By David Barwick – FRANKFURT (Econostream) – Conflicting Spanish media reports over whether Prime Minister Pedro Sánchez’s government is prepared to back former European Central Bank Governing Council member Pablo Hernández de Cos for the ECB presidency have turned the succession issue into an open domestic debate while highlighting what we previously noted: clear evidence of official Spanish support remains scarce.
A new Vozpópuli report says Moncloa has “closed ranks” behind the former Bank of Spain governor and current Bank for International Settlements general manager, and is sounding out European and financial circles before any formal candidacy.
Digital daily Hispanidad, by contrast, now says Moncloa does not support de Cos, while another online publication, The Objective, has reported that Nadia Calviño, president of the European Investment Bank, has emerged as a government alternative after Moncloa supposedly ruled de Cos out.
We won’t pretend to be able to verify the precise status of deliberations within the Spanish government. It is, however, clear that rather than having become a settled national project, de Cos’ possible candidacy is the subject of active Spanish media and political contestation.
This is noteworthy, given that Spain can hardly expect to make de Cos the successor of ECB President Christine Lagarde without first eliminating any doubt that Madrid itself is prepared to spend political capital on him.
As we observed on May 21, there is still little public evidence that this is the case. Spanish support could of course still come, and de Cos remains a highly credible contender. But plausible participation and an endorsed candidacy—let alone a serious European campaign—are different things.
We would tend to treat Vozpópuli’s latest report cautiously, just as we did the outlet’s February reporting on de Cos. We wrote at the time that that story already looked more like de Cos-friendly positioning than decision.
Still, reports that Sánchez or Moncloa have effectively vetoed de Cos are also difficult to assess and need not perfectly reflect facts on the ground. That said, the logic behind such skepticism is not fanciful: de Cos was never an instinctive Sánchez pick, and his Bank of Spain governorship included repeated points of friction with the government over fiscal and structural policy.

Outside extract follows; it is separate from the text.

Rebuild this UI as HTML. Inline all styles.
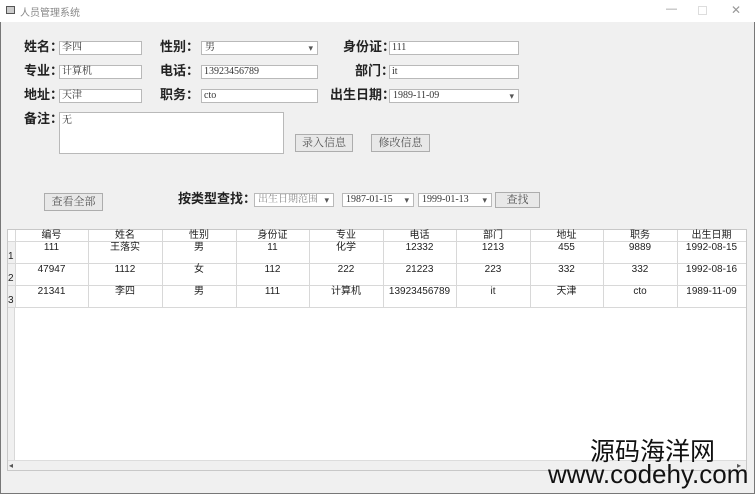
<!DOCTYPE html>
<html><head><meta charset="utf-8">
<style>
*{margin:0;padding:0;box-sizing:border-box}
body{width:755px;height:494px;overflow:hidden;background:#f0f0f0;position:relative;font-family:"Liberation Sans","Noto Sans CJK SC",sans-serif;color:#000}
.a{position:absolute}
.title{left:0;top:0;width:755px;height:22px;background:#fff;font-size:10px;color:#888}
.lbl{font-size:13px;font-weight:bold;line-height:14px;color:#222;white-space:nowrap}
.in{background:#fff;border:1px solid #b9b9b9;height:14px;font-size:10px;line-height:12px;padding-left:2px;color:#333;font-family:"Liberation Serif","Noto Serif CJK SC",serif}
.cb{background:#fff;border:1px solid #b9b9b9;height:14px;font-size:10px;line-height:12px;padding-left:3px;color:#333;font-family:"Liberation Serif","Noto Serif CJK SC",serif;white-space:nowrap;overflow:hidden}
.cb:after{content:"▾";position:absolute;right:4px;top:0;font-size:9px;color:#555}
.btn{background:#e8e8e8;border:1px solid #adadad;font-size:11px;color:#555;text-align:center;font-family:"Liberation Serif","Noto Serif CJK SC",serif}
.row{position:absolute;left:8px;height:22px;width:738px;border-bottom:1px solid #d8d8d8;font-size:10px;line-height:11px;color:#222}
.row span{position:absolute;top:0;text-align:center;height:100%;border-right:1px solid #d8d8d8}
</style></head><body>
<div class="a" style="left:0;top:0;width:755px;height:494px;border:1px solid #777;border-top:none"></div>
<div class="a title"><div class="a" style="left:6px;top:6px;width:9px;height:8px;border:1px solid #555;background:#ccc"></div><div class="a" style="left:20px;top:4px">人员管理系统</div>
<div class="a" style="left:666px;top:3px;font-size:11px;color:#999">—</div>
<div class="a" style="left:698px;top:6px;width:9px;height:9px;border:1px solid #ddd"></div>
<div class="a" style="left:731px;top:3px;font-size:12px;color:#999">✕</div></div>

<div class="a lbl" style="left:24px;top:40px">姓名：</div>
<div class="a in" style="left:59px;top:41px;width:83px">李四</div>
<div class="a lbl" style="left:160px;top:40px">性别：</div>
<div class="a cb" style="left:201px;top:41px;width:117px">男</div>
<div class="a lbl" style="left:343px;top:40px">身份证：</div>
<div class="a in" style="left:389px;top:41px;width:130px">111</div>

<div class="a lbl" style="left:24px;top:64px">专业：</div>
<div class="a in" style="left:59px;top:65px;width:83px">计算机</div>
<div class="a lbl" style="left:160px;top:64px">电话：</div>
<div class="a in" style="left:201px;top:65px;width:117px">13923456789</div>
<div class="a lbl" style="left:355px;top:64px">部门：</div>
<div class="a in" style="left:389px;top:65px;width:130px">it</div>

<div class="a lbl" style="left:24px;top:88px">地址：</div>
<div class="a in" style="left:59px;top:89px;width:83px">天津</div>
<div class="a lbl" style="left:160px;top:88px">职务：</div>
<div class="a in" style="left:201px;top:89px;width:117px">cto</div>
<div class="a lbl" style="left:330px;top:88px">出生日期：</div>
<div class="a cb" style="left:389px;top:89px;width:130px">1989-11-09</div>

<div class="a lbl" style="left:24px;top:112px">备注：</div>
<div class="a in" style="left:59px;top:112px;width:225px;height:42px;padding-top:2px">无</div>
<div class="a btn" style="left:295px;top:134px;width:58px;height:18px;line-height:16px">录入信息</div>
<div class="a btn" style="left:371px;top:134px;width:59px;height:18px;line-height:16px">修改信息</div>

<div class="a btn" style="left:44px;top:193px;width:59px;height:18px;line-height:16px">查看全部</div>
<div class="a lbl" style="left:178px;top:192px">按类型查找：</div>
<div class="a cb" style="left:254px;top:193px;width:80px;color:#888;padding-right:12px">出生日期范围</div>
<div class="a cb" style="left:342px;top:193px;width:72px">1987-01-15</div>
<div class="a cb" style="left:418px;top:193px;width:74px">1999-01-13</div>
<div class="a btn" style="left:495px;top:192px;width:45px;height:16px;line-height:14px">查找</div>

<div class="a" style="left:7px;top:229px;width:740px;height:242px;background:#fff;border:1px solid #c8c8c8"></div>
<div class="a" style="left:8px;top:242px;width:7px;height:218px;background:#f0f0f0;border-right:1px solid #d8d8d8"></div>
<div class="a" style="left:8px;top:460px;width:738px;height:10px;background:#f0f0f0;border-top:1px solid #ddd"><div class="a" style="left:1px;top:0;font-size:8px;color:#555">◂</div><div class="a" style="left:729px;top:0;font-size:8px;color:#555">▸</div></div>

<div class="row" style="top:230px;height:12px"><span style="left:0;width:8px"></span><span style="left:7px;width:74px">编号</span><span style="left:80px;width:75px">姓名</span><span style="left:154px;width:75px">性别</span><span style="left:228px;width:74px">身份证</span><span style="left:301px;width:75px">专业</span><span style="left:375px;width:74px">电话</span><span style="left:448px;width:75px">部门</span><span style="left:522px;width:74px">地址</span><span style="left:595px;width:75px">职务</span><span style="left:669px;width:69px;border-right:none">出生日期</span></div>
<div class="row" style="top:242px"><span style="left:0;width:8px;text-align:left;padding-top:9px;background:#f0f0f0">1</span><span style="left:7px;width:74px">111</span><span style="left:80px;width:75px">王落实</span><span style="left:154px;width:75px">男</span><span style="left:228px;width:74px">11</span><span style="left:301px;width:75px">化学</span><span style="left:375px;width:74px">12332</span><span style="left:448px;width:75px">1213</span><span style="left:522px;width:74px">455</span><span style="left:595px;width:75px">9889</span><span style="left:669px;width:69px;border-right:none">1992-08-15</span></div>
<div class="row" style="top:264px"><span style="left:0;width:8px;text-align:left;padding-top:9px;background:#f0f0f0">2</span><span style="left:7px;width:74px">47947</span><span style="left:80px;width:75px">1112</span><span style="left:154px;width:75px">女</span><span style="left:228px;width:74px">112</span><span style="left:301px;width:75px">222</span><span style="left:375px;width:74px">21223</span><span style="left:448px;width:75px">223</span><span style="left:522px;width:74px">332</span><span style="left:595px;width:75px">332</span><span style="left:669px;width:69px;border-right:none">1992-08-16</span></div>
<div class="row" style="top:286px"><span style="left:0;width:8px;text-align:left;padding-top:9px;background:#f0f0f0">3</span><span style="left:7px;width:74px">21341</span><span style="left:80px;width:75px">李四</span><span style="left:154px;width:75px">男</span><span style="left:228px;width:74px">111</span><span style="left:301px;width:75px">计算机</span><span style="left:375px;width:74px">13923456789</span><span style="left:448px;width:75px">it</span><span style="left:522px;width:74px">天津</span><span style="left:595px;width:75px">cto</span><span style="left:669px;width:69px;border-right:none">1989-11-09</span></div>

<div class="a" style="left:590px;top:437px;font-size:25px;line-height:30px;color:#111">源码海洋网</div>
<div class="a" style="left:548px;top:459px;font-size:26px;line-height:30px;color:#111;letter-spacing:0;white-space:nowrap">www.codehy.com</div>
</body></html>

Meanwhile, Calviño seems a logical alternative from Madrid’s point of view. She is politically closer to Sánchez, has European institutional standing, and would allow Spain to pursue the ECB presidency without relying on a former governor whose independence is part of his external appeal but may also be part of his domestic liability.
Moreover, as we argued on May 21, Calviño’s gender may be seen by Madrid as an advantage none of the other putative candidates to succeed Lagarde can match. Overlooked though they were in the context of the ECB vice presidency, gender balance considerations are bound to reemerge.
The recent statements of ECB Vice President Luis de Guindos also remain relevant. As we’ve highlighted, his public comments on de Cos have steadily cooled, with the emphasis shifting from the former governor’s merits to Spain’s broader need to regain a seat on the Executive Board.
De Guindos does not necessarily know that Madrid will not back de Cos. Yet his lack of full-throated support increasingly seems part of a wider pattern, and it is hard to believe he is speaking in complete ignorance of Spanish insider thinking.
The emerging Spanish media debate therefore strengthens rather than weakens the case for caution about de Cos’ prospects. Markets and ECB watchers may see him as Spain’s most credible ECB presidency option. But politicians will make a political decision, and it is not evident that Spain’s politicians have made theirs.